Limitations & Future Work¶
- The method primarily targets models that use Langevin sampling (EBMs, SGMs) and does not directly apply to ODE-based samplers such as DDPM/DDIM.
- The \(1/t\) normalization of the I term and the exponential decay parameter \(\gamma\) introduce additional hyperparameters that require tuning.
- Theoretical convergence is only proven under a locally strongly convex setting; global convergence guarantees for multimodal distributions remain absent.
- No direct comparison with ODE-based samplers such as DDIM is provided (the authors note these are not comparable methods).
Related Work & Insights¶
- CLD (Critically Damped Langevin Diffusion) accelerates sampling via HMC but requires additional learning of diffusion velocity; PIDLD is training-free.
- Matrix preconditioning methods rely on statistics of the target data, limiting generalizability; PIDLD requires no prior information.

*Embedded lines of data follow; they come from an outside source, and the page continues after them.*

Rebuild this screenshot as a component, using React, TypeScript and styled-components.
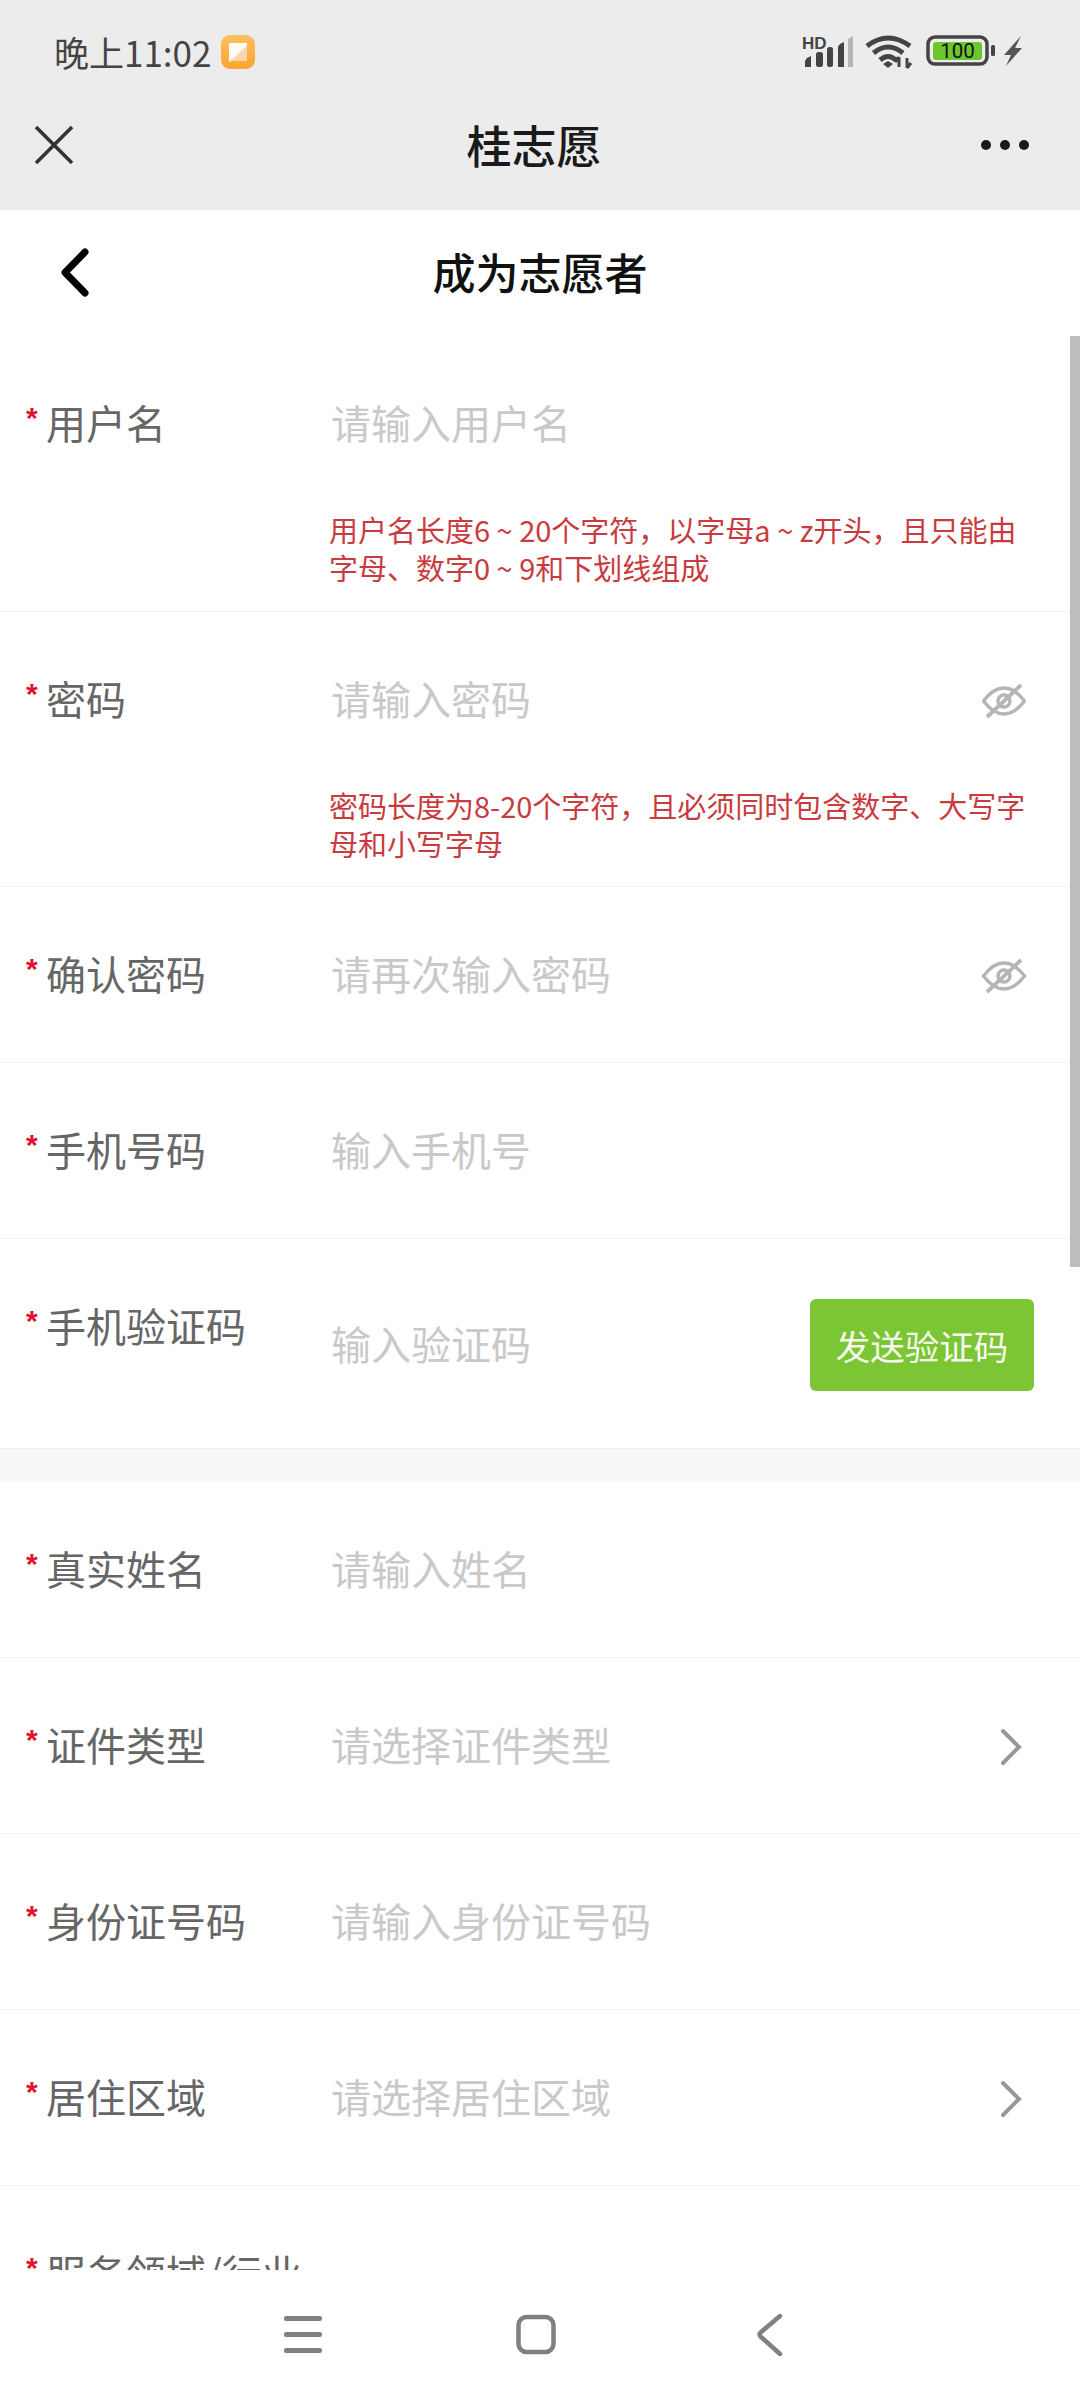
import React, { ReactNode } from "react";
import styled, { createGlobalStyle } from "styled-components";

const GlobalStyle = createGlobalStyle`
  html, body {
    margin: 0;
    padding: 0;
    background: #fff;
    font-family: "Noto Sans CJK SC", "Noto Sans", sans-serif;
  }
`;

const Screen = styled.div`
  width: 1080px;
  height: 2400px;
  display: flex;
  flex-direction: column;
  overflow: hidden;
  background: #fff;
`;

const TopChrome = styled.div`
  background: #ececec;
  height: 210px;
  flex: none;
  display: flex;
  flex-direction: column;
`;

const StatusBar = styled.div`
  height: 105px;
  padding: 0 56px 2px 54px;
  display: flex;
  align-items: center;
  justify-content: space-between;
  box-sizing: border-box;
`;

const StatusLeft = styled.div`
  display: flex;
  align-items: center;
  gap: 10px;
`;

const Time = styled.span`
  font-size: 35px;
  line-height: 44px;
  color: #444;
`;

const StatusIcons = styled.div`
  display: flex;
  align-items: center;
`;

const WebNav = styled.div`
  height: 105px;
  padding: 0 51px 25px 32px;
  display: flex;
  align-items: center;
  justify-content: space-between;
  box-sizing: border-box;
  position: relative;
`;

const WebTitle = styled.div`
  position: absolute;
  left: 0;
  right: 12px;
  top: 9px;
  text-align: center;
  font-size: 45px;
  line-height: 62px;
  font-weight: 500;
  color: #1a1a1a;
`;

const PageHeader = styled.div`
  height: 126px;
  flex: none;
  position: relative;
  display: flex;
  align-items: center;
  padding: 0 0 0 60px;
  box-sizing: border-box;
`;

const PageTitle = styled.div`
  position: absolute;
  left: 0;
  right: 0;
  top: 31px;
  text-align: center;
  font-size: 43px;
  line-height: 60px;
  font-weight: 500;
  color: #111;
`;

const ScrollArea = styled.div`
  height: 1934px;
  flex: none;
  overflow: hidden;
  position: relative;
`;

const ScrollThumb = styled.div`
  position: absolute;
  top: 0;
  right: 0;
  width: 10px;
  height: 931px;
  background: #bdbdbd;
`;

const Section = styled.div`
  display: flex;
  flex-direction: column;
`;

const SectionGap = styled.div`
  height: 33px;
  background: #f7f7f7;
  border-top: 1px solid #efefef;
`;

const Row = styled.div<{ $last?: boolean }>`
  padding: 60px 54px 0 26px;
  box-sizing: border-box;
  border-bottom: ${(p) => (p.$last ? "none" : "1px solid #f0f0f0")};
`;

const Line = styled.div<{ $tall?: boolean }>`
  display: flex;
  align-items: ${(p) => (p.$tall ? "flex-start" : "center")};
  min-height: 58px;
  padding-bottom: 57px;
`;

const Label = styled.div`
  width: 305px;
  flex: none;
  display: flex;
  align-items: center;
  font-size: 40px;
  line-height: 52px;
  padding-bottom: 6px;
  color: #666;
`;

const Star = styled.span`
  width: 20px;
  flex: none;
  font-family: "Liberation Sans", sans-serif;
  font-size: 30px;
  font-weight: 700;
  line-height: 30px;
  color: #e0102f;
  margin-top: -8px;
`;

const Placeholder = styled.div<{ $tall?: boolean }>`
  flex: 1;
  font-size: 40px;
  line-height: 52px;
  padding-bottom: 6px;
  color: #c9c9c9;
  margin-top: ${(p) => (p.$tall ? "18px" : "0")};
`;

const Hint = styled.div`
  margin: -1px 0 0 303px;
  padding-bottom: 24.5px;
  font-size: 29px;
  line-height: 38px;
  color: #c93b3f;
  width: 700px;
`;

const SendButton = styled.div`
  width: 224px;
  height: 92px;
  flex: none;
  display: flex;
  align-items: center;
  justify-content: center;
  background: #7cc635;
  border-radius: 6px;
  color: #f7fbef;
  font-size: 34.5px;
  line-height: 92px;
  margin-right: -8px;
`;

const BottomNav = styled.div`
  height: 130px;
  flex: none;
  display: flex;
  align-items: center;
  background: #fff;
`;

const NavSlot = styled.div<{ $w: number; $ml: number }>`
  width: ${(p) => p.$w}px;
  margin-left: ${(p) => p.$ml}px;
  display: flex;
`;

const Close = () => (
  <svg width="44" height="44" viewBox="0 0 44 44" fill="none" stroke="#333" strokeWidth="3.6">
    <path d="M4 4L40 40M40 4L4 40" />
  </svg>
);

const Dots = () => (
  <svg width="48" height="12" viewBox="0 0 48 12" fill="#1a1a1a">
    <circle cx="5" cy="6" r="5" />
    <circle cx="24" cy="6" r="5" />
    <circle cx="43" cy="6" r="5" />
  </svg>
);

const Back = () => (
  <svg width="32" height="50" viewBox="0 0 32 50" fill="none" stroke="#000" strokeWidth="7" strokeLinecap="round" strokeLinejoin="round">
    <path d="M25 4L5 24.500L25 45" />
  </svg>
);

const AppBadge = () => (
  <svg width="34" height="34" viewBox="0 0 34 34">
    <defs>
      <linearGradient id="badge" x1="0" y1="0" x2="0" y2="1">
        <stop offset="0" stopColor="#fbc15c" />
        <stop offset="1" stopColor="#fda42e" />
      </linearGradient>
    </defs>
    <rect width="34" height="34" rx="9" fill="url(#badge)" />
    <path d="M8 8H26V20L8 27Z" fill="#fff" opacity="0.95" />
    <path d="M26 11V26H9Z" fill="#fbd5ac" />
  </svg>
);

const Signal = () => (
  <svg width="52" height="34" viewBox="0 0 52 34" style={{ marginRight: 11 }}>
    <text x="0" y="14" fontSize="17" fontWeight="700" fill="#444" fontFamily="Liberation Sans, sans-serif">
      HD
    </text>
    <path d="M3 32V27Q3 23 9 21V32Z" fill="#444" />
    <rect x="14" y="17" width="7" height="15" rx="2.500" fill="#444" />
    <rect x="25" y="12" width="6" height="20" rx="2.500" fill="#444" />
    <path d="M36 12Q36 9.500 42 7V32H36Z" fill="#444" />
    <path d="M46 4L51 1V32H46Z" fill="#b5b5b5" />
  </svg>
);

const Wifi = () => (
  <svg width="48" height="34" viewBox="0 0 48 34" fill="none" stroke="#444" strokeWidth="5" style={{ marginRight: 13 }}>
    <path d="M2 11Q23 -5 45 11" />
    <path d="M8.500 18Q23 6 38 18" />
    <path d="M15 25Q23 18 31 25" />
    <path d="M18 29L23 26L28 29L23 33Z" fill="#444" stroke="none" />
    <path d="M34 22V32M30 27L34 22M42 33V23M42 33L46 28" strokeWidth="3" />
  </svg>
);

const Battery = () => (
  <svg width="98" height="34" viewBox="0 0 98 34">
    <rect x="2" y="2" width="59" height="27" rx="7" fill="none" stroke="#444" strokeWidth="3.500" />
    <rect x="7" y="7" width="49" height="18" rx="3" fill="#6cc62e" />
    <text x="31.500" y="23" textAnchor="middle" fontSize="20.500" fill="#111" fontFamily="Roboto, sans-serif">
      100
    </text>
    <rect x="65" y="10" width="4" height="11" rx="1.500" fill="#444" />
    <path d="M95 1L78 20H85L80 31L96 13H89Z" fill="#555" />
  </svg>
);

const EyeOff = () => (
  <svg width="44" height="36" viewBox="0 0 44 36" fill="none" stroke="#b5b5b5" strokeWidth="3.400">
    <path d="M1.500 18C9 8 16 5 22 5S35 8 42.500 18C35 28 28 31 22 31S9 28 1.500 18Z" />
    <circle cx="22" cy="18" r="6" />
    <path d="M5 34L39 2" strokeWidth="3.800" />
  </svg>
);

const Chevron = () => (
  <svg width="27" height="38" viewBox="0 0 27 38" fill="none" stroke="#989898" strokeWidth="4" strokeLinecap="round">
    <path d="M4 3L20 19L4 35" />
  </svg>
);

const MenuGlyph = () => (
  <svg width="40" height="40" viewBox="0 0 40 40" fill="#808080">
    <rect x="0" y="1" width="38" height="5" rx="2" />
    <rect x="0" y="17" width="38" height="5" rx="2" />
    <rect x="0" y="33" width="38" height="5" rx="2" />
  </svg>
);

const HomeGlyph = () => (
  <svg width="42" height="42" viewBox="0 0 42 42" fill="none" stroke="#808080" strokeWidth="4.500">
    <rect x="2.500" y="3" width="35" height="35" rx="8" />
  </svg>
);

const BackGlyph = () => (
  <svg width="28" height="42" viewBox="0 0 28 42" fill="none" stroke="#808080" strokeWidth="4.500" strokeLinecap="round" strokeLinejoin="round">
    <path d="M23 2L3.500 18.500Q1.500 20.500 3.500 22.500L23 40" />
  </svg>
);

type FieldProps = {
  label: string;
  placeholder: string;
  hint?: ReactNode;
  trailing?: ReactNode;
  last?: boolean;
};

const Field = ({ label, placeholder, hint, trailing, last }: FieldProps) => (
  <Row $last={last}>
    <Line>
      <Label>
        <Star>*</Star>
        {label}
      </Label>
      <Placeholder>{placeholder}</Placeholder>
      {trailing}
    </Line>
    {hint && <Hint>{hint}</Hint>}
  </Row>
);

export default function App() {
  return (
    <Screen>
      <GlobalStyle />
      <TopChrome>
        <StatusBar>
          <StatusLeft>
            <Time>晚上11:02</Time>
            <AppBadge />
          </StatusLeft>
          <StatusIcons>
            <Signal />
            <Wifi />
            <Battery />
          </StatusIcons>
        </StatusBar>
        <WebNav>
          <Close />
          <WebTitle>桂志愿</WebTitle>
          <Dots />
        </WebNav>
      </TopChrome>
      <PageHeader>
        <Back />
        <PageTitle>成为志愿者</PageTitle>
      </PageHeader>
      <ScrollArea>
        <ScrollThumb />
        <Section>
          <Field
            label="用户名"
            placeholder="请输入用户名"
            hint="用户名长度6 ~ 20个字符，以字母a ~ z开头，且只能由字母、数字0 ~ 9和下划线组成"
          />
          <Field
            label="密码"
            placeholder="请输入密码"
            trailing={<EyeOff />}
            hint="密码长度为8-20个字符，且必须同时包含数字、大写字母和小写字母"
          />
          <Field label="确认密码" placeholder="请再次输入密码" trailing={<EyeOff />} />
          <Field label="手机号码" placeholder="输入手机号" />
          <Row $last>
            <Line $tall>
              <Label>
                <Star>*</Star>
                手机验证码
              </Label>
              <Placeholder $tall>输入验证码</Placeholder>
              <SendButton>发送验证码</SendButton>
            </Line>
          </Row>
        </Section>
        <SectionGap />
        <Section>
          <Field label="真实姓名" placeholder="请输入姓名" />
          <Field label="证件类型" placeholder="请选择证件类型" trailing={<Chevron />} />
          <Field label="身份证号码" placeholder="请输入身份证号码" />
          <Field label="居住区域" placeholder="请选择居住区域" trailing={<Chevron />} />
          <Field label="服务领域/行业" placeholder="" last />
        </Section>
      </ScrollArea>
      <BottomNav>
        <NavSlot $w={40} $ml={284}>
          <MenuGlyph />
        </NavSlot>
        <NavSlot $w={42} $ml={192}>
          <HomeGlyph />
        </NavSlot>
        <NavSlot $w={28} $ml={199}>
          <BackGlyph />
        </NavSlot>
      </BottomNav>
    </Screen>
  );
}
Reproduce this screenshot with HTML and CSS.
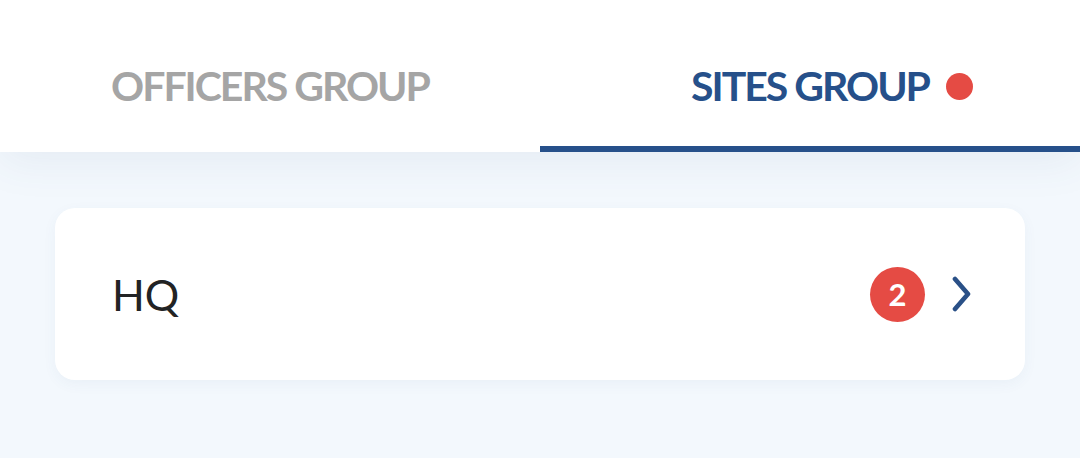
FILE: index.html
```html
<!DOCTYPE html>
<html>
<head>
<meta charset="utf-8">
<link rel="stylesheet" href="styles.css">
</head>
<body>
<div class="page">
  <nav class="tabs">
    <div class="tab">
      <span class="tab-label">OFFICERS GROUP</span>
    </div>
    <div class="tab active">
      <span class="tab-label">SITES GROUP<span class="dot"></span></span>
    </div>
  </nav>
  <main class="content">
    <div class="card">
      <span class="card-title">HQ</span>
      <div class="card-right">
        <span class="badge">2</span>
        <svg class="chevron" width="22" height="36" viewBox="0 0 22 36">
          <path d="M4 3 L17 18 L4 33" fill="none" stroke="#2a5087" stroke-width="4.6" stroke-linecap="round" stroke-linejoin="round"/>
        </svg>
      </div>
    </div>
  </main>
</div>
</body>
</html>
```
FILE: styles.css
```css
* { box-sizing: border-box; }
html, body { margin: 0; padding: 0; }
body {
  width: 1080px;
  height: 458px;
  overflow: hidden;
  background: #f3f8fd;
  font-family: Lato, "Noto Sans", sans-serif;
}
.page {
  display: flex;
  flex-direction: column;
  height: 458px;
}
.tabs {
  display: flex;
  height: 152px;
  background: #ffffff;
  box-shadow: 0 10px 40px rgba(60, 90, 130, 0.08);
  position: relative;
  z-index: 1;
}
.tab {
  flex: 1;
  display: flex;
  justify-content: center;
  padding-top: 65px;
  border-bottom: 6px solid transparent;
}
.tab.active {
  border-bottom-color: #26508a;
}
.tab-label {
  position: relative;
  font-size: 41px;
  line-height: 42px;
  font-weight: 700;
  color: #a5a5a5;
  letter-spacing: -2px;
  height: 42px;
}
.tab.active .tab-label {
  color: #26508a;
}
.dot {
  position: absolute;
  left: calc(100% + 17px);
  top: 8px;
  width: 27px;
  height: 27px;
  border-radius: 50%;
  background: #e54b44;
}
.content {
  flex: 1;
  padding: 56px 55px 0 55px;
}
.card {
  height: 172px;
  background: #ffffff;
  border-radius: 20px;
  box-shadow: 0 4px 14px rgba(60, 90, 130, 0.05);
  display: flex;
  align-items: center;
  justify-content: space-between;
  padding: 0 52px 0 57px;
}
.card-title {
  font-size: 43px;
  line-height: 43px;
  font-weight: 400;
  color: #222324;
}
.card-right {
  display: flex;
  align-items: center;
  gap: 26px;
}
.badge {
  width: 55px;
  height: 55px;
  border-radius: 50%;
  background: #e54b44;
  color: #ffffff;
  font-size: 31px;
  font-weight: 700;
  display: flex;
  align-items: center;
  justify-content: center;
  line-height: 1;
}
.chevron {
  display: block;
}
```
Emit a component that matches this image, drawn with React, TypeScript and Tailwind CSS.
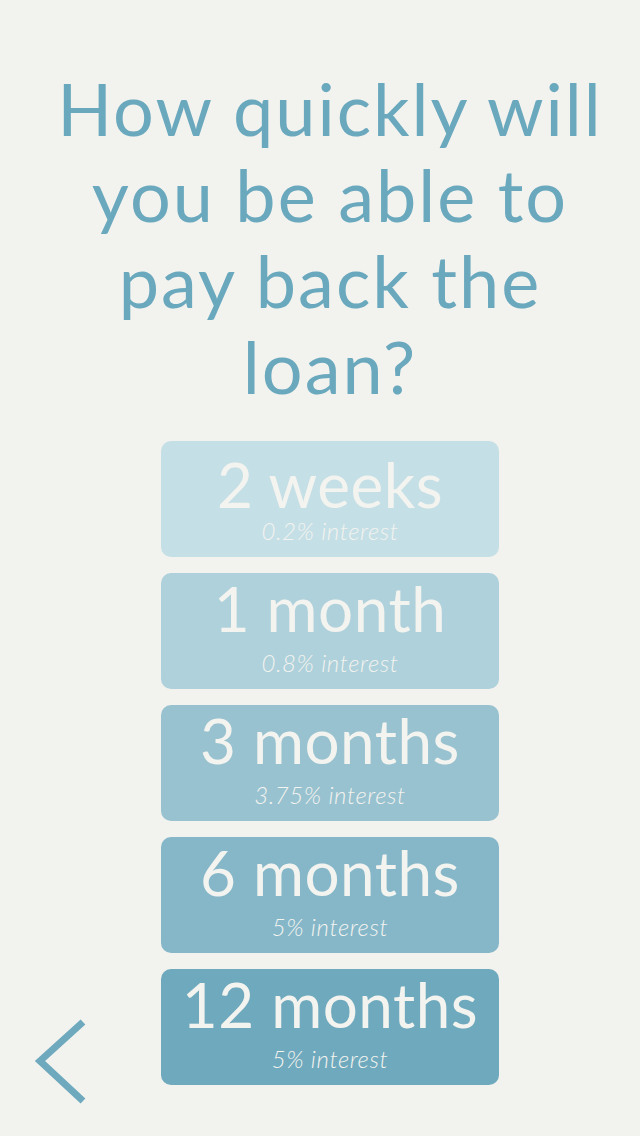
const OPTIONS = [
  { label: "2 weeks", rate: "0.2% interest", bg: "bg-[#c5dfe6]", titleClass: "pt-[13px]", subClass: "mt-[4px]" },
  { label: "1 month", rate: "0.8% interest", bg: "bg-[#aed1db]", titleClass: "pt-[5px]", subClass: "mt-[12px]" },
  { label: "3 months", rate: "3.75% interest", bg: "bg-[#98c2cf]", titleClass: "pt-[5px]", subClass: "mt-[12px]" },
  { label: "6 months", rate: "5% interest", bg: "bg-[#85b7c9]", titleClass: "pt-[5px]", subClass: "mt-[12px]" },
  { label: "12 months", rate: "5% interest", bg: "bg-[#6ea9bd]", titleClass: "pt-[5px]", subClass: "mt-[12px]" },
];

export default function App() {
  return (
    <div
      className="relative min-h-screen w-full bg-[#f2f2ee] pl-[20px] text-center"
      style={{ fontFamily: "Lato, 'Open Sans', sans-serif" }}
    >
      <h1 className="mx-auto w-[600px] pt-[65px] text-[72px] font-normal leading-[86px] tracking-[2px] text-[#6aa8bd]">
        How quickly will
        <br />
        you be able to
        <br />
        pay back the
        <br />
        loan?
      </h1>

      <div className="mx-auto mt-[32px] flex w-[338px] flex-col gap-[16px]">
        {OPTIONS.map((opt) => (
          <button
            key={opt.label}
            className={`flex h-[116px] w-full flex-col items-center rounded-[10px] ${opt.bg} text-[#f3f3ef]`}
          >
            <div className={`${opt.titleClass} text-[62px] font-normal leading-[60px] tracking-[0.5px]`}>
              {opt.label}
            </div>
            <div className={`${opt.subClass} text-[24px] font-light italic leading-[26px] tracking-[0.6px]`}>
              {opt.rate}
            </div>
          </button>
        ))}
      </div>

      {/* back button */}
      <button className="absolute left-[30px] top-[1012px]" aria-label="Back">
        <svg width="64" height="100" viewBox="0 0 64 100">
          <polyline
            points="53,10 10,49 53,89"
            fill="none"
            stroke="#6ea9bd"
            strokeWidth="7"
          />
        </svg>
      </button>
    </div>
  );
}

- MILD is the most directly comparable baseline, employing only momentum (equivalent to the I term alone); the D term in PIDLD provides additional stabilization.
- PID control has been previously applied to deep learning optimizers (e.g., accelerated gradient descent); this work represents its first application to generative model sampling.
Rating¶
- Novelty: ⭐⭐⭐⭐⭐ The control-theoretic perspective is entirely novel, with clearly verifiable roles for each P/I/D term.
- Experimental Thoroughness: ⭐⭐⭐⭐ Covers SGM, EBM, and reasoning tasks, though evaluation is limited to low-resolution images.
- Writing Quality: ⭐⭐⭐⭐ Theoretical derivations and experimental analyses are well balanced, with effective use of toy experiments for motivation.
- Value: ⭐⭐⭐⭐ Offers significant improvements for Langevin sampling, though applicability is limited to LD-based samplers.